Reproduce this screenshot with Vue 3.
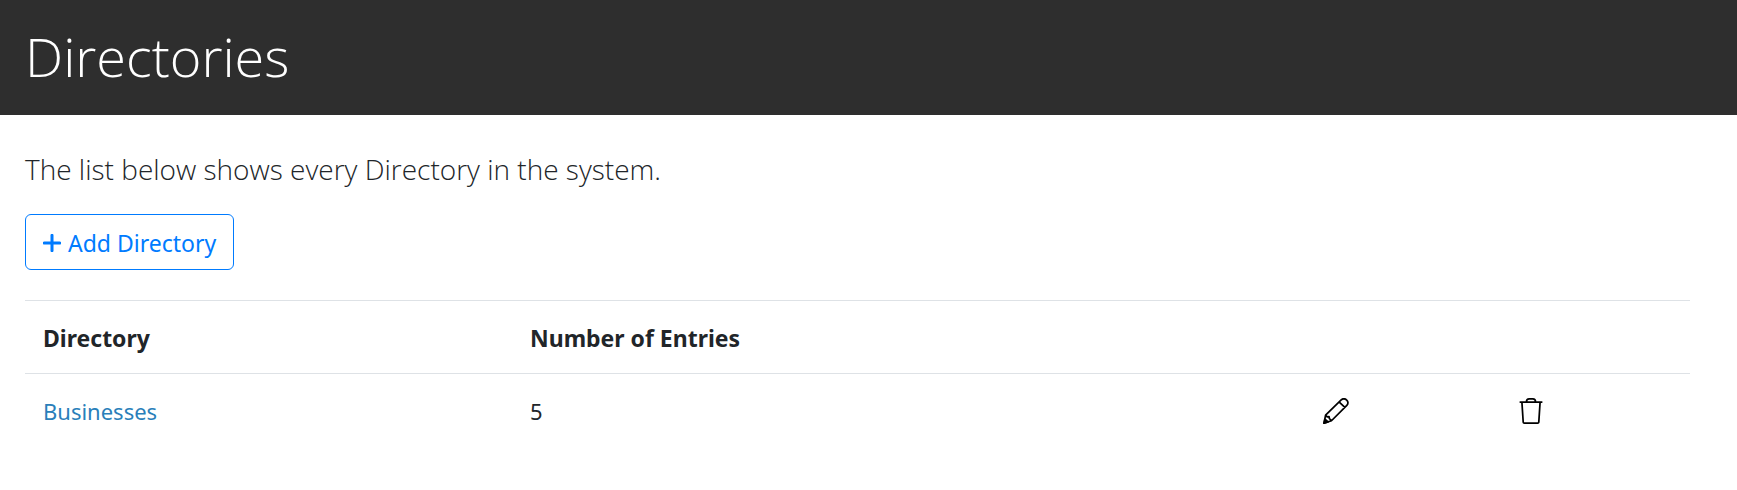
<script setup>
const directories = [{ name: 'Businesses', entries: 5 }]
</script>

<template>
  <header class="banner">
    <h1>Directories</h1>
  </header>
  <main class="content">
    <p class="lead">The list below shows every Directory in the system.</p>
    <button type="button" class="add">
      <svg class="plus" viewBox="0 0 18 18" aria-hidden="true">
        <path d="M9 1.3v15.4M1.3 9h15.4" />
      </svg>
      Add Directory
    </button>
    <table>
      <colgroup>
        <col class="name-col" />
        <col class="count-col" />
        <col class="edit-col" />
        <col />
      </colgroup>
      <thead>
        <tr>
          <th scope="col">Directory</th>
          <th scope="col">Number of Entries</th>
          <td></td>
          <td></td>
        </tr>
      </thead>
      <tbody>
        <tr v-for="directory in directories" :key="directory.name">
          <td><a href="#">{{ directory.name }}</a></td>
          <td>{{ directory.entries }}</td>
          <td>
            <button type="button" class="icon" :aria-label="`Edit ${directory.name}`">
              <svg viewBox="0 0 24 24" aria-hidden="true">
                <path d="M2.4 15.8 16.8 1.8C18.2.5 20.4.5 21.9 1.9s1.5 3.6.1 5L7.8 21 .9 23.2Z M15 3.7l5.2 5M2.4 15.8l1.5 1.6 1.7-.2.3 1.7 1.9 2.1" />
                <path class="lead-tip" d="M1.8 19.6.9 23.2l3.8-1.2Z" />
              </svg>
            </button>
          </td>
          <td>
            <button type="button" class="icon" :aria-label="`Delete ${directory.name}`">
              <svg viewBox="0 0 24 24" aria-hidden="true">
                <path d="M1.5 3.8h21M3.6 3.8l1.2 18.4q.1.9 1 .9h12.4q.9 0 1-.9L20.4 3.8M7.8 3.8q0-2.9 2.5-2.9h3.4q2.5 0 2.5 2.9" />
              </svg>
            </button>
          </td>
        </tr>
      </tbody>
    </table>
  </main>
</template>

<style>
body {
  margin: 0;
  background: #fff;
}
</style>

<style scoped>
.banner,
.content {
  font-family: "Open Sans", "Noto Sans", sans-serif;
  color: #212529;
}

.banner {
  padding: 20px 25px 23px;
  background: #2e2e2e;
  color: #fff;
}

h1 {
  margin: 0;
  font-size: 54px;
  font-weight: 300;
  line-height: 72px;
}

.content {
  padding: 32px 47px 32px 25px;
  font-family: "Noto Sans", "Open Sans", sans-serif;
  font-size: 23px;
  line-height: 36px;
}

.lead {
  margin: 0 0 22px;
  font-family: "Open Sans", "Noto Sans", sans-serif;
  font-size: 28px;
  font-weight: 300;
  line-height: 45px;
}

.add {
  display: flex;
  align-items: center;
  gap: 7px;
  margin: 0 0 30px;
  padding: 10px 17px 8px;
  border: 1px solid #007bff;
  border-radius: 6px;
  background: transparent;
  color: #007bff;
  font: inherit;
  cursor: pointer;
}

.plus {
  width: 18px;
  height: 18px;
  fill: none;
  stroke: currentColor;
  stroke-width: 3;
  stroke-linecap: round;
}

table {
  width: 100%;
  table-layout: fixed;
  border-collapse: separate;
  border-spacing: 0;
}

.name-col {
  width: 29.25%;
}

.count-col {
  width: 47.6%;
}

.edit-col {
  width: 11.75%;
}

th,
td {
  padding: 19px 18px 17px;
  border-top: 1px solid #dee2e6;
  text-align: left;
}

th {
  font-weight: 700;
}

td {
  font-size: 22px;
}

a {
  color: #2a7fba;
  text-decoration: none;
}

.icon {
  display: block;
  padding: 0;
  border: 0;
  background: transparent;
  color: #000;
  cursor: pointer;
}

.icon svg {
  display: block;
  width: 26px;
  height: 26px;
  fill: none;
  stroke: currentColor;
  stroke-width: 1.6;
  stroke-linejoin: round;
}

.icon .lead-tip {
  fill: currentColor;
}
</style>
——————
• [To be done] Quote the full listing above word for word; exclude every picture from the copy.

• [Response to this exercise]
Reproduce this screenshot with Vue 3.
<script setup>
const directories = [{ name: 'Businesses', entries: 5 }]
</script>

<template>
  <header class="banner">
    <h1>Directories</h1>
  </header>
  <main class="content">
    <p class="lead">The list below shows every Directory in the system.</p>
    <button type="button" class="add">
      <svg class="plus" viewBox="0 0 18 18" aria-hidden="true">
        <path d="M9 1.3v15.4M1.3 9h15.4" />
      </svg>
      Add Directory
    </button>
    <table>
      <colgroup>
        <col class="name-col" />
        <col class="count-col" />
        <col class="edit-col" />
        <col />
      </colgroup>
      <thead>
        <tr>
          <th scope="col">Directory</th>
          <th scope="col">Number of Entries</th>
          <td></td>
          <td></td>
        </tr>
      </thead>
      <tbody>
        <tr v-for="directory in directories" :key="directory.name">
          <td><a href="#">{{ directory.name }}</a></td>
          <td>{{ directory.entries }}</td>
          <td>
            <button type="button" class="icon" :aria-label="`Edit ${directory.name}`">
              <svg viewBox="0 0 24 24" aria-hidden="true">
                <path d="M2.4 15.8 16.8 1.8C18.2.5 20.4.5 21.9 1.9s1.5 3.6.1 5L7.8 21 .9 23.2Z M15 3.7l5.2 5M2.4 15.8l1.5 1.6 1.7-.2.3 1.7 1.9 2.1" />
                <path class="lead-tip" d="M1.8 19.6.9 23.2l3.8-1.2Z" />
              </svg>
            </button>
          </td>
          <td>
            <button type="button" class="icon" :aria-label="`Delete ${directory.name}`">
              <svg viewBox="0 0 24 24" aria-hidden="true">
                <path d="M1.5 3.8h21M3.6 3.8l1.2 18.4q.1.9 1 .9h12.4q.9 0 1-.9L20.4 3.8M7.8 3.8q0-2.9 2.5-2.9h3.4q2.5 0 2.5 2.9" />
              </svg>
            </button>
          </td>
        </tr>
      </tbody>
    </table>
  </main>
</template>

<style>
body {
  margin: 0;
  background: #fff;
}
</style>

<style scoped>
.banner,
.content {
  font-family: "Open Sans", "Noto Sans", sans-serif;
  color: #212529;
}

.banner {
  padding: 20px 25px 23px;
  background: #2e2e2e;
  color: #fff;
}

h1 {
  margin: 0;
  font-size: 54px;
  font-weight: 300;
  line-height: 72px;
}

.content {
  padding: 32px 47px 32px 25px;
  font-family: "Noto Sans", "Open Sans", sans-serif;
  font-size: 23px;
  line-height: 36px;
}

.lead {
  margin: 0 0 22px;
  font-family: "Open Sans", "Noto Sans", sans-serif;
  font-size: 28px;
  font-weight: 300;
  line-height: 45px;
}

.add {
  display: flex;
  align-items: center;
  gap: 7px;
  margin: 0 0 30px;
  padding: 10px 17px 8px;
  border: 1px solid #007bff;
  border-radius: 6px;
  background: transparent;
  color: #007bff;
  font: inherit;
  cursor: pointer;
}

.plus {
  width: 18px;
  height: 18px;
  fill: none;
  stroke: currentColor;
  stroke-width: 3;
  stroke-linecap: round;
}

table {
  width: 100%;
  table-layout: fixed;
  border-collapse: separate;
  border-spacing: 0;
}

.name-col {
  width: 29.25%;
}

.count-col {
  width: 47.6%;
}

.edit-col {
  width: 11.75%;
}

th,
td {
  padding: 19px 18px 17px;
  border-top: 1px solid #dee2e6;
  text-align: left;
}

th {
  font-weight: 700;
}

td {
  font-size: 22px;
}

a {
  color: #2a7fba;
  text-decoration: none;
}

.icon {
  display: block;
  padding: 0;
  border: 0;
  background: transparent;
  color: #000;
  cursor: pointer;
}

.icon svg {
  display: block;
  width: 26px;
  height: 26px;
  fill: none;
  stroke: currentColor;
  stroke-width: 1.6;
  stroke-linejoin: round;
}

.icon .lead-tip {
  fill: currentColor;
}
</style>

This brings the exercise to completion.